FIGS. 8A and 8B are diagrams showing examples of pixel matrices having a number of different pixel arrangements. In addition to the coloring pixel arrangement shown in FIG. 7, two adjacent pixels in a row can also be the same color, as shown in FIG. 8A, such as a row of pixels GRBBRGGRB. There can be different arrangements of mixed order for every row, such as the order of the two adjacent rows GRBBRGGRB and BRGGRBBRG. For this particular embodiment, pixels G and B have the same adjacent pixel, so the gap between the two single-color pixels (G and B) is advantageously reduced. Moreover, the order of the pixels can be arranged so that two pixels are diagonally adjacent one another in an LCD panel, as shown in FIG. 8B. Referring to FIG. 8B, a pair of red pixels R and a pair of blue pixels B are horizontally arranged, whereas a pair of green pixels G is located above or below the pair of red pixels R and the pair of blue pixels B. Green pixels G is further located in a mixed manner below red pixels R and blue pixels B, so pixels of the same color are adjacent along the diagonal lines in the LCD panel. Gaps between the single-color pixels are advantageously reduced as a result, as shown in FIGS. 8A and 8B, which is conducive to optimizing the resolution for the pixels.

FIGS. 10 and 11 are diagrams illustrating examples of an LCD display system having an application specific integrated circuit (“ASIC”), respectively without color shifting compensation (FIG. 10), and with color shifting compensation (FIG. 11) for front and side viewing according to one embodiment of the present invention.

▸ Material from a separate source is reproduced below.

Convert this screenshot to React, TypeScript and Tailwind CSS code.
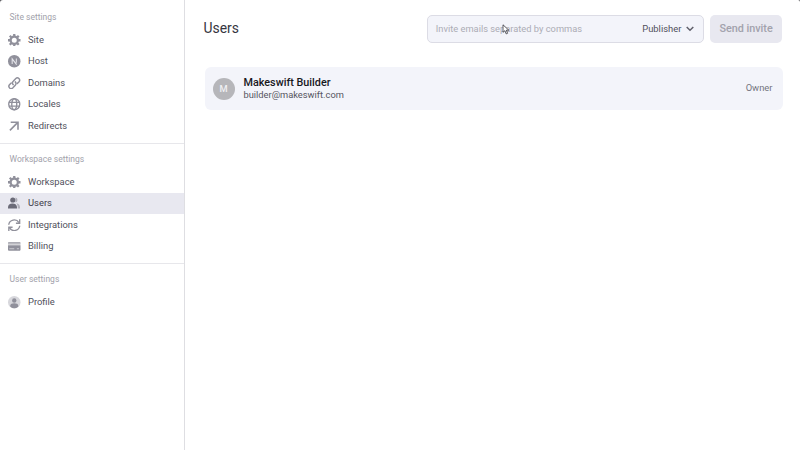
import type { ReactNode } from 'react';

const GearIcon = () => (
  <svg viewBox="0 0 12 12" className="size-[12.5px]">
    <circle cx="6" cy="6" r="3.5" fill="none" stroke="currentColor" strokeWidth="2.2" />
    <path
      d="M6 0v2M6 10v2M0 6h2M10 6h2M1.700 1.700l1.400 1.400M8.900 8.900l1.400 1.400M1.700 10.300l1.400-1.400M8.900 3.100l1.400-1.400"
      stroke="currentColor"
      strokeWidth="2.2"
    />
  </svg>
);

const HostIcon = () => (
  <svg viewBox="0 0 12 12" className="size-[12.5px]">
    <circle cx="6" cy="6" r="6" fill="currentColor" />
    <path d="M4 8.600V3.700l4.300 5.500M8 3.400v4" fill="none" stroke="#e6e6eb" strokeWidth="1" />
  </svg>
);

const LinkIcon = () => (
  <svg viewBox="0 0 12 12" className="size-[12.5px]">
    <g fill="none" stroke="currentColor" strokeWidth="1.4" strokeLinecap="round">
      <path d="M5 7.300a2.300 2.300 0 0 1 0-3.300L7.500 1.400a2.200 2.200 0 0 1 3.100 3.100L8.900 6.300" />
      <path d="M7 4.700a2.300 2.300 0 0 1 0 3.300L4.500 10.600a2.200 2.200 0 0 1-3.100-3.100L3.100 5.700" />
    </g>
  </svg>
);

const GlobeIcon = () => (
  <svg viewBox="0 0 12 12" className="size-[12.5px]">
    <g fill="none" stroke="currentColor" strokeWidth="1.3">
      <circle cx="6" cy="6" r="5.3" />
      <ellipse cx="6" cy="6" rx="2.4" ry="5.3" />
      <path d="M1 4.200h10M1 7.800h10" />
    </g>
  </svg>
);

const ArrowIcon = () => (
  <svg viewBox="0 0 12 12" className="size-3">
    <path d="M2.700 2.200h7.300v7.600M9.800 2.400L1.900 10.400" fill="none" stroke="currentColor" strokeWidth="1.6" />
  </svg>
);

const UsersIcon = () => (
  <svg viewBox="0 0 12 12" className="size-3">
    <g fill="currentColor">
      <g opacity=".45">
        <path d="M7.500.5a2.500 2.500 0 0 1 0 4.900z" />
        <path d="M8.300 6.300c2.300.2 3.700 1.700 3.700 4v1.300H9.700v-1.500c0-1.600-.5-2.800-1.400-3.800z" />
      </g>
      <circle cx="4.800" cy="3" r="2.600" />
      <path d="M0 11.600v-1.400c0-2.300 1.700-3.800 4.500-3.800S9 7.900 9 10.200v1.400z" />
    </g>
  </svg>
);

const SyncIcon = () => (
  <svg viewBox="0 0 12 12" className="size-[12.5px]">
    <g fill="none" stroke="currentColor" strokeWidth="1.3">
      <path d="M.7 5.500A5.300 5.300 0 0 1 10.500 3.500M11.300 6.500A5.300 5.300 0 0 1 1.500 8.500" />
      <path d="M11.200.300v3.800H7.600M.8 11.700V7.900h3.600" />
    </g>
  </svg>
);

const CardIcon = () => (
  <svg viewBox="0 0 12 12" className="size-[12.5px]">
    <path d="M.6 1.900h10.800l.6.600v1H0v-1z" fill="currentColor" opacity=".75" />
    <path d="M0 5h12v4.600l-.6.600H.6L0 9.600z" fill="currentColor" />
    <path d="M0 4.200h12" stroke="currentColor" strokeWidth="1.400" opacity=".4" />
    <path d="M1.300 8.400h4.700M8.500 8.400h2" stroke="#d9d9df" strokeWidth=".8" />
  </svg>
);

const ProfileIcon = () => (
  <svg viewBox="0 0 12 12" className="size-[12.5px]">
    <circle cx="6" cy="6" r="6" fill="#d7d7dc" />
    <circle cx="6" cy="4.300" r="2.100" fill="currentColor" />
    <path d="M2.200 10.300V9.200C2.200 7.800 4 7 6 7s3.800.8 3.800 2.200v1.100A6 6 0 0 1 2.200 10.300z" fill="currentColor" />
  </svg>
);

interface ItemProps {
  icon: ReactNode;
  label: string;
  active?: boolean;
}

function Item({ icon, label, active = false }: ItemProps) {
  return (
    <li
      className={`flex h-[21.5px] items-center pl-2 text-[9.4px] ${
        active ? 'bg-[#e8e8f0] text-[#3c3c48]' : 'text-[#50505b]'
      }`}
    >
      <span className={`w-5 shrink-0 ${active ? 'text-[#6b6b78]' : 'text-[#90909b]'}`}>{icon}</span>
      {label}
    </li>
  );
}

function Section({ title, children }: { title: string; children: ReactNode }) {
  return (
    <section className="border-b border-[#e7e7eb] pb-[6px] last:border-b-0">
      <h2 className="h-[27.5px] pt-[7px] pl-[9.5px] text-[8.5px] leading-4 text-[#a2a2ab]">{title}</h2>
      <ul>{children}</ul>
    </section>
  );
}

export default function App() {
  return (
    <div className="relative flex h-[450px] w-[800px] overflow-hidden bg-white font-['Roboto',sans-serif]">
      <aside className="w-[185px] shrink-0 border-r border-[#dedee2] pt-[1.7px]">
        <Section title="Site settings">
          <Item icon={<GearIcon />} label="Site" />
          <Item icon={<HostIcon />} label="Host" />
          <Item icon={<LinkIcon />} label="Domains" />
          <Item icon={<GlobeIcon />} label="Locales" />
          <Item icon={<ArrowIcon />} label="Redirects" />
        </Section>
        <Section title="Workspace settings">
          <Item icon={<GearIcon />} label="Workspace" />
          <Item icon={<UsersIcon />} label="Users" active />
          <Item icon={<SyncIcon />} label="Integrations" />
          <Item icon={<CardIcon />} label="Billing" />
        </Section>
        <Section title="User settings">
          <Item icon={<ProfileIcon />} label="Profile" />
        </Section>
      </aside>

      <main className="flex-1 pt-[15px] pr-[17.5px] pl-[18.5px]">
        <header className="flex h-7 items-center pr-[0.7px]">
          <h1 className="flex-1 pb-px text-[13.9px] text-[#35353f]">Users</h1>
          <div className="flex h-7 w-[277px] items-center rounded-[5px] border border-[#dcdce5] bg-[#f3f4fa] pr-[9px] pl-[7.5px]">
            <span className="flex-1 text-[9.3px] text-[#acacb5]">Invite emails separated by commas</span>
            <span className="text-[9.4px] text-[#50505b]">Publisher</span>
            <svg viewBox="0 0 8 6" className="ml-[5px] h-[6px] w-2">
              <path d="M.7 1L4 4.300 7.300 1" fill="none" stroke="#60606b" strokeWidth="1.500" />
            </svg>
          </div>
          <button className="ml-[6px] h-7 w-[71.5px] rounded-[5px] bg-[#e8e8f0] text-[10.8px] font-medium text-[#a2a2ac]">
            Send invite
          </button>
        </header>

        <div className="mt-6 ml-px flex h-[43px] items-center rounded-[6px] bg-[#f3f4fa] pr-[10px] pl-2">
          <div className="flex size-[22px] items-center justify-center rounded-full bg-[#b6b6ba] text-[9.3px] font-medium text-[#f0f0f3]">
            M
          </div>
          <div className="ml-[9px] flex-1">
            <div className="text-[10.8px] leading-[13px] font-medium text-[#18181d]">Makeswift Builder</div>
            <div className="text-[9.3px] leading-[12px] text-[#555560]">builder@makeswift.com</div>
          </div>
          <span className="text-[9.4px] text-[#74747e]">Owner</span>
        </div>
      </main>

      <svg viewBox="0 0 8 11" className="absolute top-[24px] left-[502px] h-[11px] w-2">
        <path d="M1 .8v7.500l1.900-1.600 1.300 3.200 1.400-.6-1.300-3.100h2.500z" fill="#fff" stroke="#33333b" strokeWidth=".8" />
      </svg>
      <svg viewBox="0 0 4 4" className="absolute top-0 left-0 size-1">
        <path d="M0 0h3A3 3 0 0 0 0 3z" fill="#55555a" />
      </svg>
      <svg viewBox="0 0 4 4" className="absolute top-0 right-0 size-1">
        <path d="M4 0H2a2 2 0 0 1 2 2z" fill="#55555a" />
      </svg>
    </div>
  );
}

Referring to FIG. 10, an LCD panel 100 comprises 1024 red, green and blue (“RGB”) data lines, namely, 1024×3 data lines, and 768 scan lines, similar to the LCD panel shown in FIG. 1. The data lines and scan lines are respectively driven by a plurality of data drivers 102 and scan drivers 104. A power supply 103 supplies power to data drivers 102 and scan drivers 104. An ASIC 101 includes timing controller 106 that outputs a data control signal to data drivers 102, which accordingly receive and process the pixel data from controller 106. After processing the received pixel data, each of data drivers 102 outputs corresponding voltages for driving 384 data lines in LCD panel 100. Scan drivers 104, at the control of a scan control signal from controller 106, respectively output scan signals and control 256 scan lines. After scanning all of the scan lines, all of the pixels have been driven for completing the display of an image frame.

FIG. 11 is a diagram that illustrates an example of an LCD display system having an application specific integrated circuit (“ASIC 411”) with color shifting compensation for front and side viewing according to one embodiment of the present invention. Referring to FIG. 11, LCD 400 comprises a plurality of pixels (a pixel being represented by, e.g., P(i, j), i and j being positive integers), data drivers 402, scan drivers 404, and a timing controller 406, similar to the LCD panel shown in FIG. 4. One image is displayed in the LCD for each frame period. A frame period is divided into n subframes SFP₁ through SFP_n, n being a positive integer. The original gray scales of pixels P(i, j) are GR0(i, j). A lookup table LUT1 records the original gray scales (GR0) and the corresponding adjusted gray scales GR1. A lookup table LUT2 records the original gray scales (GR0) and corresponding adjusted gray scales GR2. A power supply 403 supplies power to data drivers 402 and scan drivers 404. Timing controller 406 in ASIC 401 outputs a data control signal to data drivers 402, which accordingly receive and process the pixel data from controller 406. ASIC 411 further includes a data selector 405, LUT 1 and LUT 2, an interface 408 provided between LUT 2 and a memory 409 (which is an EEPROM).

The above embodiments of display devices and methods consistent with the present invention for compensating color shifting between front and side views of images can advantageously minimize the effects of color shifting and optimize image quality of the display device. One embodiment is advantageously implemented in a multi-domain vertically aligned LCD. Furthermore, embodiments consistent with the present invention can be implemented in an LCD for all of its pixels, or specifically implemented to particular pixels, to reduce the adverse effects of color shifting.

Other embodiments of the present invention will be apparent to those skilled in the art from consideration of the specification and practice of the present invention disclosed herein. It is intended that the specification and examples be considered as exemplary only, with a true scope and spirit of the present invention being indicated by the following claims.